Este novo diploma entrará em vigor no 1.º do mês seguinte ao da sua publicação em Diário da República, expectando-se que tal publicação ocorra ainda em 2021.
Seguem-se, então, 10 questões sobre o novo regime do teletrabalho:
1. Qual o conceito de teletrabalho?
Passa a considerar-se teletrabalho a prestação de trabalho em regime de subordinação jurídica do trabalhador a um empregador, em local não determinado por este, mediante o recurso a novas tecnologias de informação e comunicação.
2. Qual a forma e quais as formalidades do acordo de teletrabalho?
Forma: a aplicação do regime de teletrabalho mantém-se dependente de acordo escrito, podendo ficar estipulado no contrato de trabalho inicial ou em documento autónomo.
Formalidades: as menções obrigatórias do acordo de teletrabalho são agora alargadas. A título de exemplo, o acordo de teletrabalho, para além de definir o regime de permanência ou de alternância dos períodos de trabalho presencial e à distância, deverá passar a conter, nomeadamente, o modo de concretização dos contactos pessoais, o horário de trabalho, o local de prestação habitual do trabalho e a especificação das prestações complementares e acessórias.
De salientar que, no decurso do acordo, o local de trabalho pode ser alterado por via de acordo entre as partes.
3. Qual a duração do regime de teletrabalho?
O acordo de teletrabalho pode ser de duração:
Determinada: não podendo exceder 6 meses de duração, renováveis automaticamente por iguais períodos, exceto se alguma das partes declarar por escrito, com 15 dias de antecedência em relação ao termo do prazo, a sua intenção de não renovar o acordo.

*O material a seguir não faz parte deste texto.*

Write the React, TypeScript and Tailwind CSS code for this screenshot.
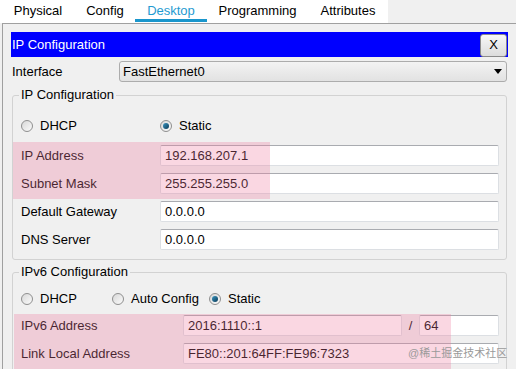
import React from 'react';

const tabs = [
  { name: 'Physical', w: 'w-[74px]' },
  { name: 'Config', w: 'w-[60px]' },
  { name: 'Desktop', w: 'w-[72px]', active: true },
  { name: 'Programming', w: 'w-[101px]' },
  { name: 'Attributes', w: 'w-[80px]' },
];

function Radio({ label, checked, className }: { label: string; checked?: boolean; className?: string }) {
  return (
    <div className={`flex items-center ${className ?? ''}`}>
      <span className="flex h-[12px] w-[12px] items-center justify-center rounded-full border border-[#8f8f8f] bg-gradient-to-br from-[#d8d8d8] to-[#fbfbfb]">
        {checked && <span className="h-[6px] w-[6px] rounded-full bg-gradient-to-br from-[#3b97c2] to-[#0b3b58]" />}
      </span>
      <span className="ml-[7px]">{label}</span>
    </div>
  );
}

function Field({ value, className }: { value: string; className?: string }) {
  return (
    <div
      className={`flex h-[21px] items-center rounded-[2px] border border-[#dcdfe3] border-t-[#a9abb0] bg-white pl-[4px] ${className ?? ''}`}
    >
      {value}
    </div>
  );
}

function Row({ label, value, labelW }: { label: string; value: string; labelW: string }) {
  return (
    <div className="flex h-[21px] items-center pl-[8px] pr-[7px]">
      <span className={labelW}>{label}</span>
      <Field value={value} className="flex-1" />
    </div>
  );
}

export default function App() {
  return (
    <div className="relative h-[369px] w-[516px] overflow-hidden bg-[#f0f0f0] font-['Liberation_Sans',Arial,sans-serif] text-[13px] text-black">
      <div className="flex h-[23px]">
        <div className="flex w-[388px] bg-white pl-[1px]">
          {tabs.map((t) => (
            <div key={t.name} className={`${t.w} relative flex h-[23px] justify-center pt-[3px] leading-[16px] ${t.active ? 'text-[#1f9bd1]' : ''}`}>
              {t.name}
              {t.active && <span className="absolute bottom-[1px] left-0 h-[3px] w-full bg-[#1a96cc]" />}
            </div>
          ))}
        </div>
      </div>

      <div className="ml-[2px] h-[346px] border-l border-t border-[#a0a0a0] pl-[8px] pr-[8px] pt-[8px]">
        <div className="flex h-[25px] items-center justify-between bg-[#0000ff] pl-[1px] pt-[1px] text-white">
          <span>IP Configuration</span>
          <button className="mr-[1px] flex h-[23px] w-[27px] items-center justify-center rounded-[3px] border border-[#8a8a8a] bg-gradient-to-b from-[#f7f7f7] to-[#dcdcdc] text-black">
            X
          </button>
        </div>

        <div className="mt-[4px] flex h-[21px] items-center">
          <span className="w-[108px] pl-[1px]">Interface</span>
          <div className="mr-[1px] flex h-[21px] flex-1 items-center justify-between rounded-[3px] border border-[#acacac] bg-gradient-to-b from-[#f3f3f3] to-[#e2e2e2] pl-[3px] pr-[4px]">
            <span>FastEthernet0</span>
            <svg width="8" height="5" viewBox="0 0 8 5">
              <path d="M0 0h8L4 5z" fill="#000" />
            </svg>
          </div>
        </div>

        <fieldset className="mx-[1px] mt-[5px] rounded-[3px] border border-[#d2d2d2] pb-[9px]">
          <legend className="ml-[6px] px-[2px] leading-[16px]">IP Configuration</legend>
          <div className="mt-[13px] flex h-[20px] items-center pl-[8px]">
            <Radio label="DHCP" className="w-[139px]" />
            <Radio label="Static" checked />
          </div>
          <div className="mt-[9px] flex flex-col gap-[7px]">
            <Row label="IP Address" value="192.168.207.1" labelW="w-[139px]" />
            <Row label="Subnet Mask" value="255.255.255.0" labelW="w-[139px]" />
            <Row label="Default Gateway" value="0.0.0.0" labelW="w-[139px]" />
            <Row label="DNS Server" value="0.0.0.0" labelW="w-[139px]" />
          </div>
        </fieldset>

        <fieldset className="mx-[1px] mt-[4px] rounded-[3px] border border-[#d2d2d2] pb-[9px]">
          <legend className="ml-[6px] px-[2px] leading-[16px]">IPv6 Configuration</legend>
          <div className="mt-[9px] flex h-[20px] items-center pl-[8px]">
            <Radio label="DHCP" className="w-[91px]" />
            <Radio label="Auto Config" className="w-[97px]" />
            <Radio label="Static" checked />
          </div>
          <div className="mt-[6px] flex flex-col gap-[7px]">
            <div className="flex h-[21px] items-center pl-[8px] pr-[7px]">
              <span className="w-[162px]">IPv6 Address</span>
              <Field value="2016:1110::1" className="w-[219px]" />
              <span className="w-[17px] text-center">/</span>
              <Field value="64" className="flex-1" />
            </div>
            <Row label="Link Local Address" value="FE80::201:64FF:FE96:7323" labelW="w-[162px]" />
          </div>
        </fieldset>
      </div>

      {/* annotation highlights */}
      <div className="pointer-events-none absolute left-[13px] top-[142px] h-[57px] w-[257px] bg-[#f07aa0]/30" />
      <div className="pointer-events-none absolute left-[14px] top-[314px] h-[55px] w-[437px] bg-[#f07aa0]/30" />

      <div className="pointer-events-none absolute left-[408px] top-[345px] font-['Liberation_Sans','Noto_Sans_CJK_SC',sans-serif] text-[11px] leading-[16px] text-[#9a9a9a]">
        @稀土掘金技术社区
      </div>
    </div>
  );
}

Indeterminada: qualquer das partes pode fazer cessar o acordo através de comunicação escrita à outra parte, a qual apenas produzirá efeitos no 60.º dia posterior.
De notar ainda que, nos primeiros 30 dias de execução, qualquer uma das partes pode fazer cessar o acordo de teletrabalho.
4. As partes podem recusar a prestação de trabalho em regime de teletrabalho?
Se o teletrabalho for proposto:
Pelo empregador: o trabalhador pode opor-se sem qualquer fundamento, não constituindo tal oposição causa de despedimento nem sendo suscetível de aplicação de qualquer sanção.
Pelo trabalhador: tratando-se de atividade compatível com o teletrabalho, o empregador apenas pode recusar por escrito e fundamentadamente.
5. Como funciona o pagamento de despesas relacionadas com o teletrabalho?
Todas as despesas adicionais e devidamente comprovadas suportadas pelo trabalhador como consequência direta da aquisição e uso de equipamentos, inclusive com custos de energia e rede, bem como com a manutenção dos mesmos, relativos à prestação de teletrabalho, passam a ser integralmente compensadas pela entidade empregadora.
Tais despesas são aferidas por comparação ao montante relativo ao mês homologo do último ano anterior à aplicação do acordo de teletrabalho.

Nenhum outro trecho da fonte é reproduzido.